Method for processing grass for manufacturing paper, paperboard and cardboard

Abstract

The present invention relates to a method for processing grass or hay as paper pulp having the steps of pre-reducing the grass or hay with a bale breaker and/or a shredder to an average fiber length between 500 mm and 10 mm, preferably between 120 mm and 10 mm, removing impurities and foreign or extraneous substances by means of a cyclone; reducing and fibrillating the grass or hay in a fiber mill, fraying the grass or hay; and screening and/or sifting the grass or hay by means of a circulating-air separator and/or a cyclone screener.

Claims

1. A method for processing grass or hay having the steps comprising: a) Pre-reducing the grass or hay with a bale breaker and/or a shredder to an average fiber length between 500 mm and 10 mm; b) Removing impurities and foreign or extraneous substances by a cyclone; c) Reducing and fibrillating the grass or hay in a fiber mill; d) After milling, pulling apart and/or isolating fibers of the grass or hay with shape rollers; and e) Screening and/or sifting the grass or hay by a circulating-air separator and/or a cyclone screener.

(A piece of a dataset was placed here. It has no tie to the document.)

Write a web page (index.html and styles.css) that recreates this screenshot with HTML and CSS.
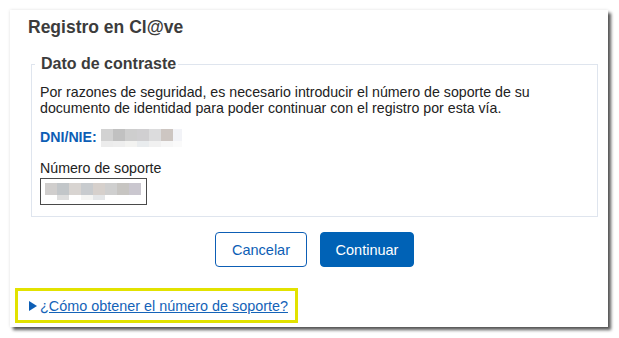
FILE: index.html
```html
<!DOCTYPE html>
<html lang="es">
<head>
  <meta charset="UTF-8">
  <title>Registro en Cl@ve</title>
  <link rel="stylesheet" href="styles.css">
</head>
<body>

  <div class="panel">
    <h1 class="panel-title">Registro en Cl@ve</h1>

    <!-- Dato de contraste -->
    <fieldset class="contrast">
      <legend>Dato de contraste</legend>
      <p class="intro">Por razones de seguridad, es necesario introducir el número de soporte de su documento de identidad para poder continuar con el registro por esta vía.</p>

      <div class="dni-row">
        <span class="dni-label">DNI/NIE:</span>
        <span class="blur blur-dni"></span>
      </div>

      <label class="field-label" for="soporte">Número de soporte</label>
      <div class="field-box" id="soporte">
        <span class="blur blur-input"></span>
      </div>
    </fieldset>

    <div class="actions">
      <button type="button" class="btn btn-outline">Cancelar</button>
      <button type="button" class="btn btn-primary">Continuar</button>
    </div>

    <div class="help-box">
      <svg class="arrow" width="8" height="10" viewBox="0 0 8 10"><path d="M0 0 L8 5 L0 10 Z" fill="#0d5eb5"/></svg>
      <a href="#" class="help-link">¿Cómo obtener el número de soporte?</a>
    </div>
  </div>

</body>
</html>
```

FILE: styles.css
```css
* {
  box-sizing: border-box;
  margin: 0;
  padding: 0;
}

body {
  font-family: "Liberation Sans", Arial, sans-serif;
  background-color: #fff;
  color: #222;
}

.panel {
  width: 598px;
  height: 317px;
  margin: 10px;
  padding-top: 6px;
  background-color: #fff;
  box-shadow: 3px 3px 3px rgba(0, 0, 0, 0.65), 0 0 3px rgba(0, 0, 0, 0.12);
}

.panel-title {
  font-size: 17.5px;
  line-height: 22px;
  font-weight: bold;
  color: #3c3c3c;
  padding-left: 18px;
}

.contrast {
  margin: 17px 10px 0 21px;
  padding: 0 8px 11px 8px;
  border: 1px solid #dfe5ee;
  min-width: 0;
}

.contrast legend {
  font-size: 16px;
  line-height: 18px;
  font-weight: bold;
  color: #3c3c3c;
  margin-left: -5px;
  padding: 0 2px 0 6px;
}

.intro {
  font-size: 14.2px;
  line-height: 16px;
  margin-top: 11px;
}

.dni-row {
  display: flex;
  align-items: center;
  margin-top: 13px;
  height: 16px;
}

.dni-label {
  font-size: 14.2px;
  font-weight: bold;
  color: #0d5eb5;
  margin-right: 4px;
}

.blur {
  display: block;
}

.blur-dni {
  width: 81px;
  height: 18px;
  margin-top: 2px;
  background:
    linear-gradient(to right, #d2d2d2 0 12px, #c1c1c1 12px 24px, #cecece 24px 36px, #d0cfd1 36px 48px, #dcdcdd 48px 60px, #cdc6c2 60px 72px, #f2f3f7 72px) top / 100% 12px no-repeat,
    linear-gradient(to right, #ececec 0 12px, #eeeeee 12px 24px, #f3f3f1 24px 36px, #e9ecee 36px 48px, #f1f1f1 48px 60px, #f6f6f6 60px 72px, #fafafa 72px) bottom / 100% 6px no-repeat;
}

.field-label {
  display: block;
  font-size: 14.2px;
  line-height: 16px;
  margin-top: 15px;
}

.field-box {
  width: 107px;
  height: 27px;
  margin-top: 2px;
  border: 1px solid #4a4a4a;
  padding: 4px 0 0 4px;
}

.blur-input {
  width: 96px;
  height: 17px;
  background:
    linear-gradient(to right, #d0cecd 0 12px, #c2c6c9 12px 24px, #d8d4d1 24px 36px, #c8cbce 36px 48px, #d6d0cc 48px 60px, #cfcfcf 60px 72px, #c7c5c2 72px 84px, #cac7cf 84px) top / 100% 12px no-repeat,
    linear-gradient(to right, #fff 0 12px, #dedede 12px 24px, #fff 24px 36px, #f5f5f3 36px 48px, #e4e6e8 48px 60px, #fff 60px) bottom / 100% 5px no-repeat;
}

.actions {
  display: flex;
  justify-content: center;
  gap: 13px;
  margin: 15px 10px 0 21px;
}

.btn {
  height: 35px;
  font-family: inherit;
  font-size: 14.5px;
  border-radius: 4px;
  cursor: pointer;
}

.btn-outline {
  width: 92px;
  background-color: #fff;
  color: #0d5eb5;
  border: 1px solid #0d5eb5;
}

.btn-primary {
  width: 94px;
  background-color: #0062b6;
  color: #fff;
  border: 1px solid #0062b6;
}

.help-box {
  display: flex;
  align-items: center;
  width: 283px;
  height: 35px;
  margin: 21px 0 0 5px;
  padding-left: 11px;
  border: 3px solid #e2e200;
}

.arrow {
  display: block;
  margin: 0 3px 0 0;
}

.help-link {
  font-size: 14.4px;
  color: #1463b8;
  text-decoration: underline;
}
```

2. The method for processing grass or hay according to claim 1, wherein pelleting is performed by a pellet press after the grass or hay has been screened and/or sifted.

3. The method for processing grass or hay according to claim 1, wherein the reduction and fibrillation of the grass or hay is accomplished in a hammer mill for coarse fiber lengths, in an edge mill for medium fiber lengths and/or in a fine grinding mill for short fiber lengths.

4. The method for processing grass or hay according to claim 1, wherein following the removal of impurities, the shredded and cleaned grass or hay is temporarily stored in a storage container before being subjected to further reduction or grinding.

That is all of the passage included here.